We Love Ugly Data! The Deep Analysis Podcast

We Love Ugly Data! The Deep Analysis Podcast - Episode 14 April 2024

April 08, 2024 Alan Pelz-Sharpe
We Love Ugly Data! The Deep Analysis Podcast
We Love Ugly Data! The Deep Analysis Podcast - Episode 14 April 2024
Show Notes

The fourteenth episode of the podcast that we know and love as “We Love Ugly Data!” is out; available everywhere you get your podcasts from and, of course, in video form via YouTube (which we’ve embedded below). As always, it’s three topics in (just a touch over) 30 minutes, and the show notes are, as usual, included in the embedded video below.

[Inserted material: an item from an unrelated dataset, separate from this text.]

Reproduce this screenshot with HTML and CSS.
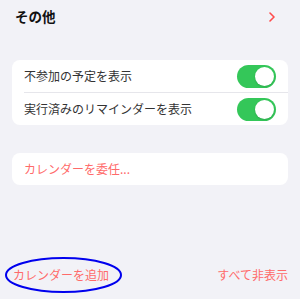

Matt and Alan are in the chairs this time for a Work Intelligence-focused episode.

In this month’s episode:

Topic 1: Work Intelligence Market Analysis 2024-2029, Out Now!

We kick off this episode by discussing the newly released “Work Intelligence Market Analysis 2024-2029,” which is now out for subscribers (and for one-off purchase for nonsubscribers). Matt and Alan discuss the constituent parts that make up Work Intelligence and how they fit together before going on to look at some of the biggest revenue contributors to that market and a quick discussion about some of the new data points that have debuted in this new edition of the report (geographic location and company size).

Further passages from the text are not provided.